Here is a list of some --when you write this book, Donna, and you blast your own party, you tell people what the truth was behind the scenes, without an agenda. I didn't see you patting yourself on the back here. You're saying this is what I tried to do, and this is what they told me. So here's some of what they're saying about your book, cut 27 (ph), here's Robby Mook.


ROBBY MOOK, 2016 CLINTON CAMPAIGN MANAGER: The idea that the DNC could rig a contest frankly is laughable. The allegation she's making there simply isn't true. We don't --certainly don't recognize the campaign she describes. We also don't recall some of the events she said that happened. I'm sure her publisher put her under a lot of pressure. I wish she'd just put her foot down and said I'm not going to do this.


KILMEADE: Did the publisher put you under pressure?

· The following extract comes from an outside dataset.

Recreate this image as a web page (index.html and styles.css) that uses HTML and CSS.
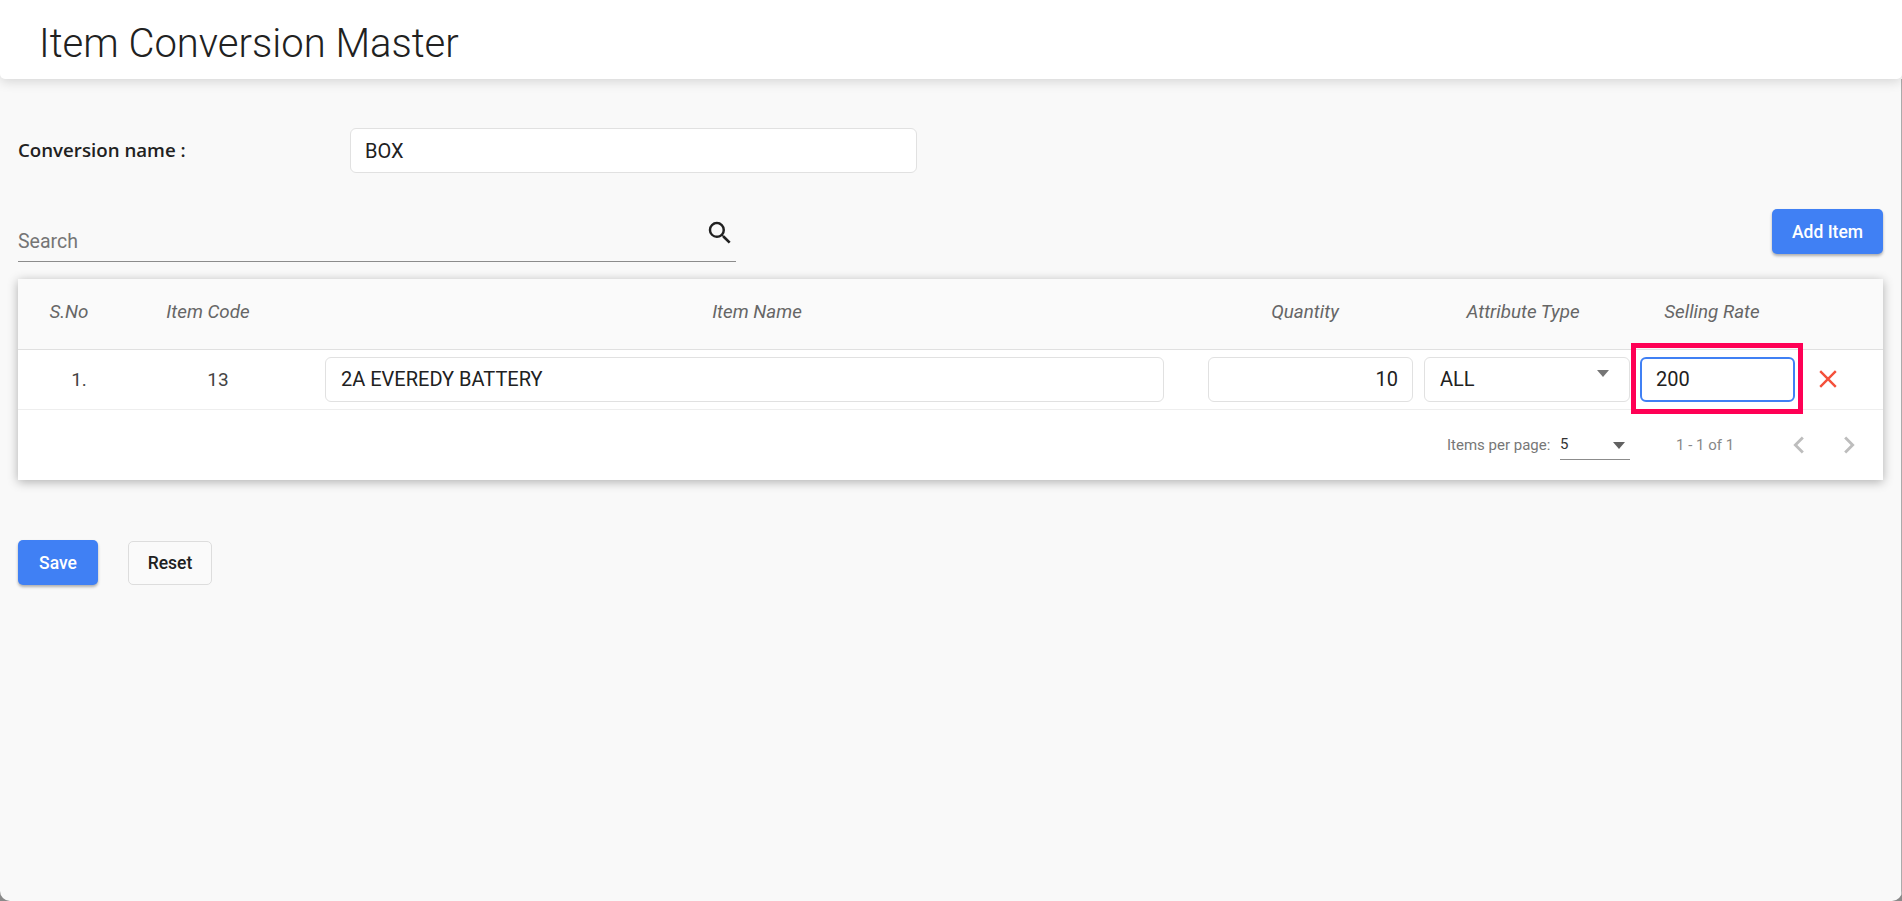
FILE: index.html
```html
<!DOCTYPE html>
<html lang="en">
<head>
<meta charset="utf-8">
<title>Item Conversion Master</title>
<link rel="stylesheet" href="styles.css">
</head>
<body>
<div class="app">
  <header class="topbar"><h1>Item Conversion Master</h1></header>
  <main class="content">
    <div class="name-row">
      <label class="name-label">Conversion name :</label>
      <input class="field name-input" value="BOX">
    </div>
    <div class="tools-row">
      <div class="search">
        <span class="search-text">Search</span>
        <svg class="search-icon" viewBox="0 0 24 24"><path d="M15.5 14h-.79l-.28-.27A6.47 6.47 0 0 0 16 9.5 6.5 6.5 0 1 0 9.5 16c1.61 0 3.09-.59 4.23-1.57l.27.28v.79l5 4.99L20.49 19l-4.99-5zm-6 0C7.01 14 5 11.99 5 9.5S7.01 5 9.5 5 14 7.01 14 9.5 11.99 14 9.5 14z"/></svg>
      </div>
      <button class="btn primary add-btn">Add Item</button>
    </div>
    <section class="card">
      <div class="thead">
        <div>S.No</div><div>Item Code</div><div>Item Name</div><div>Quantity</div><div>Attribute Type</div><div>Selling Rate</div>
      </div>
      <div class="trow">
        <div class="c-sno">1.</div>
        <div class="c-code">13</div>
        <input class="field c-name" value="2A EVEREDY BATTERY">
        <input class="field c-qty" value="10">
        <div class="field c-attr">ALL<span class="attr-arrow"></span></div>
        <div class="c-rate">
          <input class="field rate-input" value="200">
          <span class="highlight"></span>
        </div>
        <svg class="del" viewBox="0 0 18 18"><path d="M1.2 1.2 16.8 16.8M16.8 1.2 1.2 16.8"/></svg>
      </div>
      <div class="paginator">
        <span class="per-label">Items per page:</span>
        <div class="per-select"><span>5</span><span class="per-arrow"></span></div>
        <span class="range">1 - 1 of 1</span>
        <svg class="chev prev" viewBox="0 0 24 24"><path d="M15.41 7.41 14 6l-6 6 6 6 1.41-1.41L10.83 12z"/></svg>
        <svg class="chev next" viewBox="0 0 24 24"><path d="M10 6 8.59 7.41 13.17 12l-4.58 4.59L10 18l6-6z"/></svg>
      </div>
    </section>
    <div class="actions">
      <button class="btn primary save-btn">Save</button>
      <button class="btn reset-btn">Reset</button>
    </div>
  </main>
</div>
</body>
</html>
```

FILE: styles.css
```css
* { box-sizing: border-box; }
html, body { margin: 0; height: 100%; background: #8a8a8a; overflow: hidden; }
body { font-family: Roboto, "Liberation Sans", sans-serif; color: #212121; }
.app { width: 1902px; height: 901px; background: #f9f9f9; border-radius: 0 0 10px 10px; overflow: hidden; }

.topbar { position: relative; height: 79px; background: #fff; border-radius: 0 0 5px 5px; box-shadow: 0 3px 12px rgba(0,0,0,.14); padding: 8px 0 0 39px; display: flex; align-items: center; }
.topbar h1 { margin: 0; font-size: 40px; font-weight: 300; color: #212121; line-height: 1; }

.content { height: 822px; padding: 49px 18px 0 18px; border-right: 1px solid #ababab; }
.name-row { display: flex; align-items: center; height: 45px; }
.name-label { width: 332px; padding-bottom: 2px; font-family: "Open Sans", sans-serif; font-size: 18.7px; font-weight: 600; color: #212121; }
.field { font: 400 20px Roboto, sans-serif; color: #212121; background: #fff; border: 1px solid #e1e1e1; border-radius: 6px; padding: 0 14px; height: 45px; outline: 0; }
.name-input { width: 567px; }

.tools-row { display: flex; justify-content: space-between; margin-top: 36px; height: 53px; }
.search { position: relative; width: 718px; height: 53px; border-bottom: 1px solid #8c8c8c; display: flex; align-items: flex-end; justify-content: space-between; }
.search-text { font-size: 19.5px; color: #757575; padding-bottom: 8px; }
.search-icon { position: absolute; right: 1px; top: 9px; width: 30px; height: 30px; fill: #212121; }
.btn { font: 500 17.5px Roboto, sans-serif; border-radius: 5px; cursor: pointer; padding: 0; }
.primary { background: #4080f4; color: #fff; border: 0; box-shadow: 0 2px 3px rgba(0,0,0,.3); }
.add-btn { width: 111px; height: 45px; }

.card { margin-top: 17px; height: 201px; background: #fff; box-shadow: 0 2px 10px rgba(0,0,0,.3); }
.thead { height: 71px; padding-bottom: 4px; background: #fafafa; border-bottom: 1px solid #e0e0e0; display: grid; grid-template-columns: 102px 176px 922px 174px 262px 116px; align-items: center; text-align: center; font-size: 18.8px; font-style: italic; color: #666; }
.trow { height: 60px; border-bottom: 1px solid #eee; display: flex; align-items: center; font-size: 19px; color: #444; padding-bottom: 1px; }
.c-sno { width: 122px; text-align: center; }
.c-code { width: 156px; text-align: center; }
.c-name { margin-left: 29px; width: 839px; padding-left: 15px; }
.c-qty { margin-left: 44px; width: 205px; text-align: right; }
.c-attr { position: relative; margin-left: 11px; width: 206px; display: flex; align-items: center; padding-left: 15px; }
.attr-arrow { position: absolute; right: 20px; top: 12px; border: 6px solid transparent; border-top: 7px solid #757575; border-bottom: 0; }
.c-rate { position: relative; margin-left: 10px; }
.rate-input { display: block; width: 155px; border: 2px solid #4080f4; padding: 0 14px; }
.highlight { position: absolute; left: -9px; top: -14px; width: 172px; height: 71px; border: 5px solid #ff0055; }
.del { width: 18px; height: 18px; margin-left: 24px; fill: none; stroke: #f4503a; stroke-width: 2.4; }

.paginator { height: 70px; display: flex; align-items: center; font-size: 15px; color: #777; }
.per-label { margin-left: 1429px; width: 113px; }
.per-select { position: relative; width: 70px; height: 30px; border-bottom: 1px solid #8c8c8c; font-size: 15px; color: #333; display: flex; align-items: center; padding-bottom: 1px; }
.per-arrow { position: absolute; right: 5px; top: 12px; border: 6px solid transparent; border-top: 7px solid #616161; border-bottom: 0; }
.range { margin-left: 46px; width: 106px; color: #888; }
.chev { width: 34px; height: 34px; fill: #bdbdbd; }
.chev.next { margin-left: 16px; }

.actions { display: flex; align-items: center; gap: 30px; margin-top: 60px; }
.save-btn { width: 80px; height: 45px; }
.reset-btn { width: 84px; height: 44px; background: #fafafa; border: 1px solid #ddd; color: #212121; }
```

BRAZILLE: No. I mean you know, look, as I mentioned, I have been active in politics since the age of nine. In two years I will celebrate my 50th anniversary in working on campaigns, 7 presidential, 56 state and local campaigns, 19 campaigns at the state and local level.

Look, if there's one thing I know in life that's campaigns. I know all about American politics. Look, I respect them. Robby and all of the others had an opportunity when the campaign was over to write their book, to do a post mortem, to do an autopsy. The Republicans did an autopsy after 2012.

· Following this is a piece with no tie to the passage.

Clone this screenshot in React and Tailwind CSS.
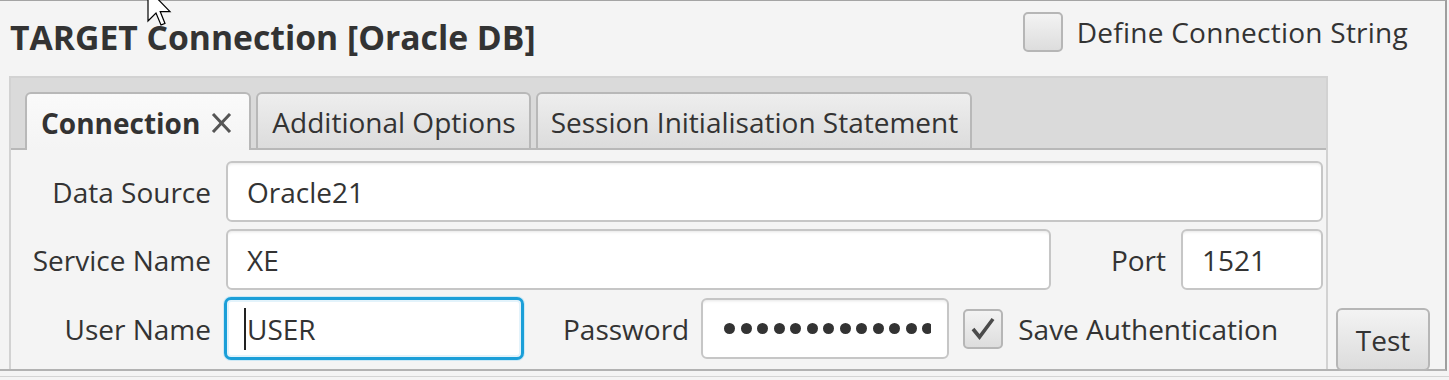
import React from "react";

const Field = ({ className = "", children }) => (
  <div
    className={`h-[61px] bg-white border-2 border-[#c6c6c6] rounded-[6px] shadow-[inset_0_3px_3px_-2px_rgba(0,0,0,0.10)] flex items-center pl-[19px] text-[28px] text-[#333] overflow-hidden ${className}`}
  >
    {children}
  </div>
);

const CheckBox = ({ checked }) => (
  <div className="w-[40px] h-[40px] shrink-0 rounded-[5px] border-2 border-[#b6b6b6] bg-gradient-to-b from-[#f3f3f3] to-[#dddddd] flex items-center justify-center">
    {checked && (
      <svg width="30" height="30" viewBox="0 0 30 30">
        <path d="M5 15 L11.5 23 L25 5" fill="none" stroke="#4a4a4a" strokeWidth="3.6" strokeLinejoin="miter" />
      </svg>
    )}
  </div>
);

const Label = ({ children, className = "" }) => (
  <div className={`text-[28px] text-[#333] leading-none whitespace-nowrap ${className}`}>{children}</div>
);

const App = () => {
  return (
    <div className="w-[1449px] h-[380px] bg-[#f4f4f4] relative overflow-hidden font-['Open_Sans',sans-serif] text-[#333]">
      <div className="w-[1447px] h-[371px] border-t border-t-[#a4a4a4] border-r-2 border-r-[#9e9e9e] border-b-2 border-b-[#b2b2b2] flex flex-col">
        <div className="h-[75px] flex justify-between items-start pl-[10px] pr-[37px]">
          <h1 className="mt-[14px] text-[33.7px] leading-[45px] font-bold whitespace-nowrap">TARGET Connection [Oracle DB]</h1>
          <div className="mt-[11px] flex items-center gap-[14px]">
            <CheckBox />
            <Label className="text-[28.5px] tracking-[0.25px]">Define Connection String</Label>
          </div>
        </div>

        <div className="flex h-[293px]">
          <div className="ml-[9px] w-[1319px] border-2 border-b-0 border-[#d2d2d2] flex flex-col">
            <div className="h-[72px] shrink-0 bg-[#dadada] border-b-2 border-[#b8b8b8] flex items-end px-[14px] gap-[5px]">
              <div className="relative z-10 -mb-[2px] h-[58px] rounded-t-[6px] border-2 border-b-0 border-[#b8b8b8] bg-gradient-to-b from-[#fafafa] to-[#f4f4f4] flex items-center pl-[14px] pr-[17px] gap-[11px] pt-[2px]">
                <span className="text-[28px] font-bold leading-none">Connection</span>
                <svg width="21" height="20" viewBox="0 0 21 20">
                  <path d="M2 1 L19 19 M19 1 L2 19" stroke="#555" strokeWidth="3" />
                </svg>
              </div>
              <div className="h-[56px] rounded-t-[6px] border-2 border-b-0 border-[#b8b8b8] bg-gradient-to-b from-[#eeeeee] to-[#dcdcdc] flex items-center pl-[14px] pr-[13px] pt-[2px]">
                <span className="text-[28px] leading-none">Additional Options</span>
              </div>
              <div className="h-[56px] rounded-t-[6px] border-2 border-b-0 border-[#b8b8b8] bg-gradient-to-b from-[#eeeeee] to-[#dcdcdc] flex items-center pl-[13px] pr-[12px] pt-[2px]">
                <span className="text-[28px] leading-none">Session Initialisation Statement</span>
              </div>
            </div>

            <div className="flex-1 bg-[#f4f4f4] pt-[11px] pr-[3px] flex flex-col gap-[7px]">
              <div className="flex items-center gap-[15px]">
                <Label className="w-[200px] text-right">Data Source</Label>
                <Field className="flex-1">Oracle21</Field>
              </div>
              <div className="flex items-center">
                <Label className="w-[200px] text-right mr-[15px]">Service Name</Label>
                <Field className="flex-1">XE</Field>
                <Label className="ml-[60px] mr-[15px]">Port</Label>
                <Field className="w-[142px]">1521</Field>
              </div>
              <div className="flex items-center">
                <Label className="w-[200px] text-right mr-[13px]">User Name</Label>
                <div className="h-[63px] w-[300px] bg-white border-[3px] border-[#1b9fd8] rounded-[7px] shadow-[0_0_0_1px_#cde9f6,inset_0_0_0_2px_#e3f3fb] flex items-center pl-[17px] text-[28px]">
                  <span className="w-[2px] h-[42px] bg-[#222] mr-[1px]" />
                  <span>USER</span>
                </div>
                <Label className="ml-[39px] mr-[12px]">Password</Label>
                <div className="h-[61px] w-[248px] bg-white border-2 border-[#c6c6c6] rounded-[6px] shadow-[inset_0_3px_3px_-2px_rgba(0,0,0,0.10)] flex items-center pl-[21px]">
                  <div className="w-[207px] overflow-hidden flex gap-[5.5px]">
                    {Array.from({ length: 13 }).map((_, i) => (
                      <span key={i} className="w-[11px] h-[11px] shrink-0 rounded-full bg-[#333]" />
                    ))}
                  </div>
                </div>
                <div className="ml-[14px] flex items-center gap-[15px]">
                  <CheckBox checked />
                  <Label>Save Authentication</Label>
                </div>
              </div>
            </div>
          </div>

          <div className="flex-1 flex items-end pl-[8px]">
            <button className="relative z-10 -mb-[2px] w-[94px] h-[63px] rounded-[6px] border-2 border-[#b6b6b6] bg-gradient-to-b from-[#f3f3f3] to-[#dcdcdc] text-[28px] text-[#333] flex items-center justify-center">
              Test
            </button>
          </div>
        </div>
      </div>
      <div className="h-[6px] border-b border-[#d4d4d4]" />

      <svg className="absolute left-[147px] top-[-12px]" width="26" height="40" viewBox="0 0 13 20">
        <path d="M0.5 0.5 L0.5 16.5 L4.5 12.5 L7 18.5 L9 17.7 L6.6 11.8 L11.5 11.8 Z" fill="#fff" stroke="#000" strokeWidth="0.6" strokeLinejoin="miter" />
      </svg>
    </div>
  );
};

export default App;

When the campaign manager of your leading candidate decides not to do that, well guess what, the chair, someone who's been actively involved, saw everything up close and personal, it was my job to write the autopsy.


BRAZILLE: This is my version. He can write his own autopsy. I wish everybody the best, but read my book because I do believe that the American people will come away knowing a little bit more about hacking, what happened, the mistakes, the fumbling, you know, things that I had to deal with in real time. I didn't try to exaggerate anything other than

KILMEADE: But he says he hasn't read ----

BRAZILLE: -- the fact that I wanted people to know what happened.

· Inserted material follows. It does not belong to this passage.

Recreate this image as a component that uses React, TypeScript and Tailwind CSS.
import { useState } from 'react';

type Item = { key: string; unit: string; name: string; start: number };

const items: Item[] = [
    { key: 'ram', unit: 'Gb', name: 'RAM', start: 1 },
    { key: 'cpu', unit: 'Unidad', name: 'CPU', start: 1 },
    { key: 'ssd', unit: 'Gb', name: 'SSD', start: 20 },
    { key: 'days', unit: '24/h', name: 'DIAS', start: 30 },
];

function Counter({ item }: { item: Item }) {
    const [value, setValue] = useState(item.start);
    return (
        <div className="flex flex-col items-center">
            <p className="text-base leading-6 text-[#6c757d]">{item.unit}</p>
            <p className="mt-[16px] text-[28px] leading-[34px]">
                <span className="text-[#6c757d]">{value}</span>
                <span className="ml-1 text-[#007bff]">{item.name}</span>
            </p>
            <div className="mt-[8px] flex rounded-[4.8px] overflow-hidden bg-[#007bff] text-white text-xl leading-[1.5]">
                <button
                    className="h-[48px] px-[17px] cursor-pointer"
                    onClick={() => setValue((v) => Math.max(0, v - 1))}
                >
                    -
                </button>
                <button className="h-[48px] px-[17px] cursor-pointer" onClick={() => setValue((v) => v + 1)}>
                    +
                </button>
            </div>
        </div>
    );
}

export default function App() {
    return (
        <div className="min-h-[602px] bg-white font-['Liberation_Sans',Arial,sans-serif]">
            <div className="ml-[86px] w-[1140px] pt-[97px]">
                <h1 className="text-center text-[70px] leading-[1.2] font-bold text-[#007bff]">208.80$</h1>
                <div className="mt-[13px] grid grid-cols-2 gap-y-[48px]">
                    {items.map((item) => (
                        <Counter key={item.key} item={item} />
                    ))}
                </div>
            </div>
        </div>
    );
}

KILMEADE: Donna, I don't mean to cut you off there, because unlike a lot of people you were working with, I do respect what you say. But Robby, he's basically saying he doesn't recognize the campaign that you're describing, and he also --you also just said something I didn't know. They have no interest in an autopsy, what went wrong? They just seem to want to --it seems to me publicly they just want to blame the Russians.

BRAZILLE: Well that --and look --

KILMEADE: So are you saying they never went back and did even what Reince Priebus did after Mitt Romney lost?

BRAZILLE: I requested that. You know, right after the campaign, I had to stick around. I didn't leave until the end of February. I went to Phoenix, Detroit, Houston, Baltimore, Atlanta. I wanted to hear from the American people. I made the decision.

I wasn't the campaign manager, I was the chair of the Democratic National Committee. I didn't work for Robby Mook. In fact when I was --I didn't get a salary, so I was a volunteer. I gave up my time, my life, my resources to help elect Hillary Clinton and Democrats up and down the ballot.

So I don't --I don't report to Robby Mook or anyone else. I wanted the American people to get a sense of what happened to the Democratic National Committee. We are the --we are the oldest political party in the country. Next year we celebrate our 170th anniversary.

During the entire time I was reaching out to Priebus. You know, every time we learned that the Russians were still trying to hack into our system, I reached out. In the book I talk about reaching out to Sean Spicer, I talked about reaching out to Reince Priebus.

This wasn't just a Democratic Party attempt to fight the Russians and the hacking, but also ----


BRAZILLE: -- it was --I tried to get bipartisan support. Because the only way you're going to deal with any form of hacking, whether it's from the Russians, the Chinese, the North Koreans --

KILMEADE: No, I hear you, Donna.

BRAZILLE: -- anyone else, you have to be able to reach out and try to win this together.

KILMEADE: Right. Now listen, Donna, the way that call was cold to you in February, that's one of the reasons why you made sure to write the book, and have you --and Hillary Clinton's book promotion seems to be a promotion of making excuses and talking about the Russians.

Are you disappointed in Hillary Clinton's lack of contrition, that Al Gore said OK, I lost? That was a much closer election than this one, so are you disappointed the way she's acted?

BRAZILLE: You know, she's busy, she has her own agenda, which I respect. I've known her for over three decades. I've never been in the inner, inner circle of the Clinton world, or the Clinton campaign, or the Clinton Foundation or anything else.

But I've always been supportive. I spent most of my adult career trying to promote, you know, the right to vote, and therefore I'm not into, you know, candidates or campaign worshiping. I respect the right that she can move forward with her life.

I read her book, I thought it was great. She mentioned a lot of things that I mentioned in my book, but more importantly, as the chair of the campaign, I had to describe what impact it had on the party and the country.

KILMEADE: I have about 100 more questions for you, but unfortunately we're up against the clock. I hope to see you again in studio.

BRAZILLE: We need to call -- I need to do it again.

KILMEADE: Yes, let's do it.

BRAZILLE: I want to do it again.

KILMEADE: All right, so let's hold on to that number, all right? And we're not going to give that to anybody, especially the Russians.

BRAZILLE: Well please don't. They already have it. The Chinese too, I've been hacked by both. Well look, I just want to tell all your listeners, God bless you all, may your holiday season, Christmas, Hanukkah, Kwanzaa, whatever it may be, may you celebrate it with joy, and with friendship and laughter. God bless you all.

KILMEADE: It's called "Hacks", and that is Donna Brazille. Thanks so much. Back in a moment.